● Written task
Answer with one number: how many lines hold "that".

● Material
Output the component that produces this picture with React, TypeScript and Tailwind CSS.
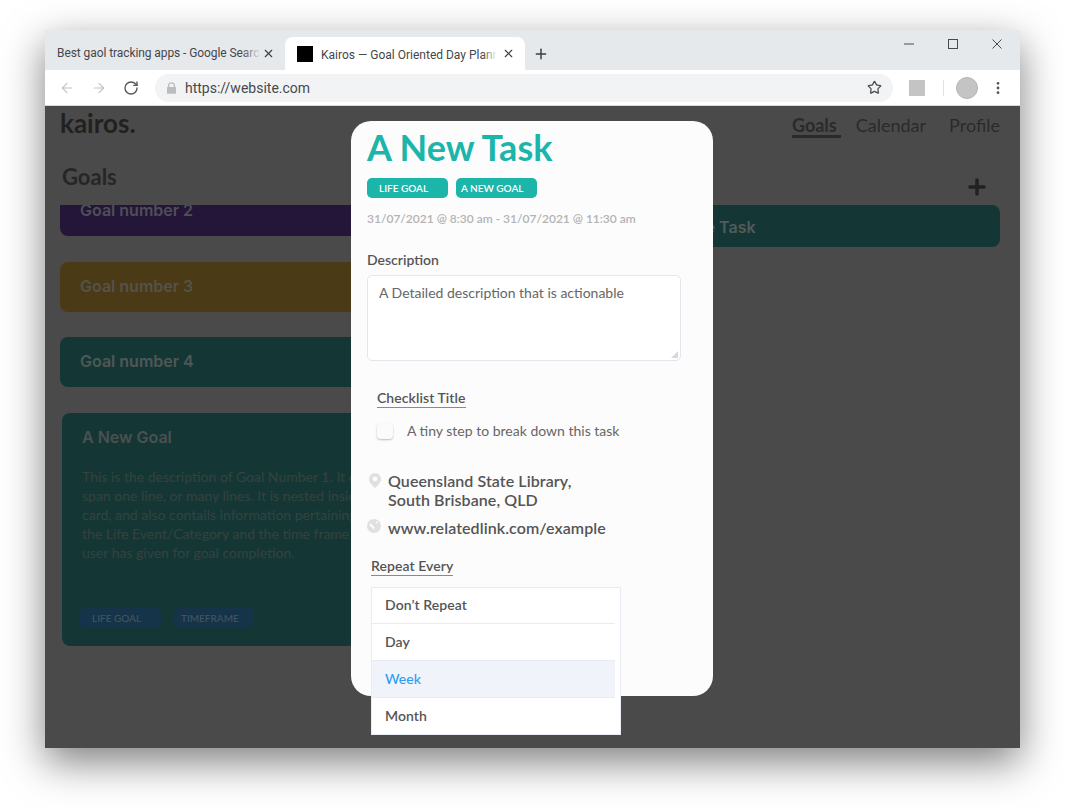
import { ArrowLeft, ArrowRight, RotateCw, Star, X, Plus, MoreVertical } from "lucide-react";

const BrowserChrome = () => (
  <>
    <div className="flex h-[40px] shrink-0 items-end bg-[#e6e9ec] font-['Roboto',sans-serif] text-[12px] text-[#45474a]">
      <div className="relative flex h-[33px] w-[240px] items-center pl-[12px] pb-[1px]">
        <span className="w-[203px] overflow-hidden whitespace-nowrap tracking-[-0.08px]">Best gaol tracking apps - Google Search</span>
        <div className="absolute left-[197px] top-0 h-[33px] w-[19px] bg-gradient-to-r from-transparent to-[#e6e9ec]" />
        <X className="absolute left-[217px] top-[10px] h-[13px] w-[13px] text-[#3c3c3c]" strokeWidth={2} />
      </div>
      <div className="relative flex h-[33px] w-[240px] items-center rounded-t-[8px] bg-white pl-[12px]">
        <div className="h-[16px] w-[16px] bg-black" />
        <span className="ml-[8px] mt-[2px] w-[176px] overflow-hidden whitespace-nowrap">Kairos — Goal Oriented Day Planner</span>
        <div className="absolute left-[198px] top-0 h-[33px] w-[14px] bg-gradient-to-r from-transparent to-white" />
        <X className="absolute left-[217px] top-[10px] h-[13px] w-[13px] text-[#3c3c3c]" strokeWidth={2} />
      </div>
      <Plus className="mb-[8px] ml-[8px] h-[16px] w-[16px] text-[#3c3c3c]" strokeWidth={2.2} />
      <div className="ml-auto mb-[21px] flex items-center gap-[34px] pr-[18px]">
        <svg viewBox="0 0 10 10" className="h-[10px] w-[10px] stroke-[#4a4a4a]"><path d="M0 5h10" /></svg>
        <div className="h-[10px] w-[10px] border border-[#4a4a4a]" />
        <svg viewBox="0 0 10 10" className="h-[10px] w-[10px] stroke-[#4a4a4a]"><path d="M.5.5l9 9M9.500.5l-9 9" /></svg>
      </div>
    </div>
    <div className="flex h-[36px] shrink-0 items-center border-b border-[#d9d9d9] bg-white pl-[14px]">
      <ArrowLeft className="h-[16px] w-[16px] text-[#c2c2c2]" strokeWidth={1.6} />
      <ArrowRight className="ml-[16px] h-[16px] w-[16px] text-[#c2c2c2]" strokeWidth={1.6} />
      <RotateCw className="ml-[16px] h-[16px] w-[16px] text-[#555]" strokeWidth={2} />
      <div className="ml-[16px] flex h-[28px] w-[738px] items-center rounded-full bg-[#f1f3f4] pl-[12px] pr-[11px]">
        <svg viewBox="0 0 10 13" className="h-[12px] w-[9px] fill-[#bdbdbd]">
          <path d="M1 5.5V4a4 4 0 0 1 8 0v1.5h.5a.5.5 0 0 1 .5.5v6a1 1 0 0 1-1 1H1a1 1 0 0 1-1-1V6a.5.5 0 0 1 .5-.5H1zm1.5 0h5V4a2.5 2.5 0 0 0-5 0v1.5z" />
        </svg>
        <span className="ml-[9px] mt-[1px] font-['Roboto',sans-serif] text-[14px] text-[#47494c]">https://website.com</span>
        <Star className="ml-auto h-[15px] w-[15px] text-[#4a4a4a]" strokeWidth={2} />
      </div>
      <div className="ml-[16px] h-[16px] w-[16px] bg-[#c4c4c4]" />
      <div className="ml-[18px] h-[16px] w-px bg-[#e2e2e2]" />
      <div className="ml-[12px] h-[22px] w-[22px] rounded-full border border-[#b5b5b5] bg-[#c4c4c4]" />
      <MoreVertical className="ml-[12px] h-[16px] w-[16px] text-[#555]" strokeWidth={2.2} />
    </div>
  </>
);

const GoalBar = ({ title, color }: { title: string; color: string }) => (
  <div className={`flex h-[50px] shrink-0 items-center rounded-[8px] pb-[2px] pl-[20px] font-['Inter',sans-serif] text-[16px] font-semibold ${color}`}>
    {title}
  </div>
);

const BackgroundPage = () => (
  <div className="flex h-full flex-col overflow-hidden bg-[#4a4a4a] font-['Lato',sans-serif]">
    <div className="flex h-[62px] shrink-0 items-start justify-between pl-[15px] pr-[20px]">
      <span className="-mt-[1px] text-[26px] font-bold leading-[36px] text-[#212121]">kairos.</span>
      <div className="flex pt-[6px] text-[18px] leading-[26px] text-[#2a2a2a]">
        <span className="h-[26px] border-b-[3px] border-[#2a2a2a] pr-[4px] font-bold">Goals</span>
        <span className="ml-[15px]">Calendar</span>
        <span className="ml-[23px]">Profile</span>
      </div>
    </div>
    <div className="flex h-[37px] shrink-0 items-start justify-between pl-[17px] pr-[31px]">
      <span className="-mt-[3px] text-[22px] font-bold leading-[24px] text-[#262626]">Goals</span>
      <Plus className="mt-[7px] h-[24px] w-[24px] text-[#222]" strokeWidth={3.6} />
    </div>
    <div className="flex min-h-0 flex-1 gap-[30px] overflow-hidden pl-[15px] pr-[20px]">
      <div className="flex w-[440px] shrink-0 flex-col gap-[25px]">
        <div className="-mt-[19px] mb-[1px]">
          <GoalBar title="Goal number 2" color="bg-[#241638] text-[#504e58]" />
        </div>
        <GoalBar title="Goal number 3" color="bg-[#4b3a16] text-[#55524a]" />
        <GoalBar title="Goal number 4" color="bg-[#143735] text-[#4f5757]" />
        <div className="ml-[2px] mt-[1px] h-[233px] shrink-0 rounded-[8px] bg-[#143735] pl-[20px] pt-[14px]">
          <div className="font-['Inter',sans-serif] text-[16px] font-semibold leading-[20px] text-[#4b5150]">A New Goal</div>
          <div className="mt-[20px] whitespace-nowrap text-[14px] leading-[19px] text-[#36423f]">
            <div>This is the description of Goal Number 1. It can</div>
            <div>span one line, or many lines. It is nested inside the</div>
            <div>card, and also contails information pertaining to</div>
            <div>the Life Event/Category and the time frame the</div>
            <div>user has given for goal completion.</div>
          </div>
          <div className="-ml-[2px] mt-[46px] flex gap-[12px] text-[10px] font-medium">
            <span className="flex h-[20px] w-[81px] items-center rounded-[5px] bg-[#15344a] pl-[12px] text-[#44545f]">LIFE GOAL</span>
            <span className="flex h-[20px] w-[81px] items-center rounded-[5px] bg-[#15344a] pl-[8px] text-[#44545f]">TIMEFRAME</span>
          </div>
        </div>
      </div>
      <div className="h-[42px] flex-1 rounded-[8px] bg-[#143735] pl-[141px] pt-[11px] font-['Inter',sans-serif] text-[16px] font-semibold leading-[22px] text-[#535b5a]">
        Some Task
      </div>
    </div>
  </div>
);

const PinIcon = () => (
  <svg viewBox="0 0 12 15" className="mt-[1px] h-[15px] w-[12px] shrink-0 fill-[#e0e0e2]">
    <path fillRule="evenodd" d="M6 0a6 6 0 0 1 6 6c0 3.600-4 7.600-6 9-2-1.400-6-5.400-6-9a6 6 0 0 1 6-6zm0 3.600a2.400 2.400 0 1 0 0 4.800 2.400 2.400 0 0 0 0-4.800z" />
  </svg>
);

const GlobeIcon = () => (
  <svg viewBox="0 0 14 14" className="h-[14px] w-[14px] shrink-0 fill-[#e0e0e2]">
    <path fillRule="evenodd" d="M7 0a7 7 0 1 1 0 14A7 7 0 0 1 7 0zM3 4.500c-.6.7-.4 2 .3 2.700.7.7 1.600.6 2 1.400.3.7.2 1.600 1 1.800.8.2 1.200-.7 1.200-1.600 0-1-.9-1.400-1.600-2C5 6.100 4.800 5 4.300 4.500 3.900 4.100 3.400 4 3 4.500zM10 2.500c-.8 0-1.300.6-1 1.200.3.5 1 .6 1.500.4.500-.3.300-1.600-.5-1.600z" />
  </svg>
);

const repeatOptions = [
  { label: "Don’t Repeat", row: "h-[36px] pb-[2px] border-b border-[#e8ebf3]" },
  { label: "Day", row: "h-[37px] pb-[1px] border-b border-[#e8ebf3]" },
  { label: "Week", row: "h-[37px] pb-[1px] border-b border-[#e8ebf3] bg-[#f0f3f9] font-medium text-[#2aa0f5]" },
  { label: "Month", row: "h-[36px] pb-[1px]" },
];

const TaskModal = () => (
  <div className="absolute left-[306px] top-[15px] h-[575px] w-[362px] rounded-[20px] bg-[#fcfcfd] px-[16px] font-['Lato',sans-serif] text-[#555]">
    <h1 className="mt-[4px] text-[36px] font-bold leading-[44px] text-[#1cb5a9]">A New Task</h1>
    <div className="mt-[9px] flex gap-[8px] text-[10px] font-semibold text-white">
      <span className="flex h-[20px] w-[81px] items-center rounded-[5px] bg-[#1cb5a9] pl-[12px]">LIFE GOAL</span>
      <span className="flex h-[20px] w-[81px] items-center rounded-[5px] bg-[#1cb5a9] pl-[5px]">A NEW GOAL</span>
    </div>
    <div className="mt-[13px] text-[12px] font-semibold leading-[16px] text-[#b3b3b3]">31/07/2021 @ 8:30 am - 31/07/2021 @ 11:30 am</div>
    <div className="mt-[24px] text-[14px] font-semibold leading-[18px]">Description</div>
    <div className="relative mt-[6px] h-[86px] w-[314px] rounded-[5px] border border-[#e4e6ee] bg-white pl-[11px] pt-[8px] text-[14px] leading-[18px] text-[#666]">
      A Detailed description that is actionable
      <svg viewBox="0 0 8 8" className="absolute bottom-[2px] right-[2px] h-[7px] w-[7px] fill-[#d5d8e0]">
        <path d="M8 0v8H0z" />
      </svg>
    </div>
    <div className="ml-[10px] mt-[28px] w-fit border-b border-[#8a8a8a] text-[14px] font-semibold leading-[18px] tracking-[0.07px]">Checklist Title</div>
    <div className="ml-[10px] mt-[14px] flex items-center gap-[14px]">
      <div className="h-[16px] w-[16px] rounded-[4px] bg-[#fbfbfd] shadow-[0_1px_2px_rgba(0,0,0,0.25)]" />
      <span className="text-[14px] leading-[18px] text-[#666]">A tiny step to break down this task</span>
    </div>
    <div className="ml-[2px] mt-[32px] flex gap-[7px]">
      <PinIcon />
      <div className="-mt-[1px] text-[16px] font-semibold leading-[19px] tracking-[0.08px]">
        Queensland State Library,
        <br />
        South Brisbane, QLD
      </div>
    </div>
    <div className="mt-[10px] flex gap-[7px]">
      <GlobeIcon />
      <div className="-mt-[1px] text-[16px] font-semibold leading-[19px] tracking-[0.08px]">www.relatedlink.com/example</div>
    </div>
    <div className="ml-[4px] mt-[20px] w-fit border-b border-[#8a8a8a] text-[14px] font-semibold leading-[18px] tracking-[0.07px]">Repeat Every</div>
    <div className="absolute left-[20px] top-[466px] w-[250px] border border-[#e8ebf3] bg-white pr-[5px] text-[14px] font-semibold tracking-[0.07px]">
      {repeatOptions.map((option) => (
        <div key={option.label} className={`flex items-center pl-[13px] ${option.row}`}>
          {option.label}
        </div>
      ))}
    </div>
  </div>
);

const App = () => {
  return (
    <div className="h-[808px] w-[1065px] overflow-hidden bg-white pl-[45px] pt-[30px]">
      <div className="flex h-[718px] w-[975px] flex-col shadow-[0_14px_38px_rgba(0,0,0,0.5)]">
        <BrowserChrome />
        <div className="relative min-h-0 flex-1">
          <BackgroundPage />
          <TaskModal />
        </div>
      </div>
    </div>
  );
};

export default App;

● Reply
2